Les menaces répétées de Donald Trump suscitent également un sentiment de trahison chez des Canadiens qui se sentiraient honteux de participer le moins du monde à la prospérité de l’Oncle Sam. Cette prise de conscience de leur différence avec les Etats-Unis n’a pas provoqué qu’une colère. Cela dépasse de loin le simple boycott des Etats-Unis et de ses produits. Professeur d’économie à l’université du Québec à Montréal, Julien-Frédéric Martin assure que «ces derniers mois ont changé la manière avec laquelle les entreprises canadiennes et les différents niveaux de gouvernement envisagent leurs relations commerciales avec les Etats-Unis. Il y a maintenant cette idée qu’il faut diversifier les relations commerciales.» Afin de bien se distinguer de son prédécesseur, le Premier ministre Mark Carney a déclaré peu après son élection: «Les Canadiens ont voté pour de grands changements. Pas de petits changements.» Parmi les principaux, la politique étrangère et l’économie. Ottawa a entamé un rapprochement avec la Chine et l’Inde avec lesquelles les relations sont épouvantables, à la suite de bourdes diplomatiques de Justin Trudeau.

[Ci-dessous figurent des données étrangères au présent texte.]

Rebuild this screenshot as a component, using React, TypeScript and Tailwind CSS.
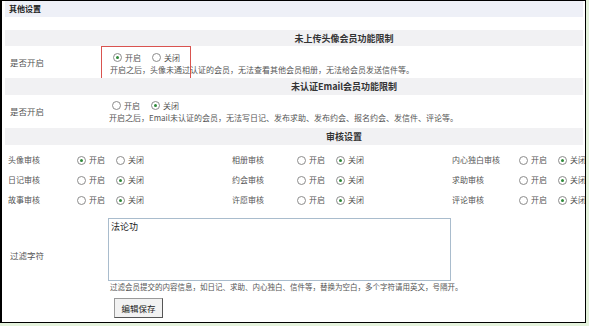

Conscient que les liens avec les Etats-Unis ne seront plus jamais les mêmes, selon les propres paroles de Mark Carney, ce dernier veut diversifier les alliances de son pays en multipliant les partenariats économiques et faire du Canada une superpuissance énergétique. Le professeur Charlebois conclut: «Le mouvement de boycott a pris une tournure plus militante. […] Cela renforce clairement une identité plus distincte, canadienne pour certains, québécoise pour d’autres.»
Ce qui a changé
Le nationalisme canadien et québécois a été dopé.
Le gouvernement cherche à diversifier ses relations économiques.
Le Canada aspire à devenir une puissance énergétique plus autonome.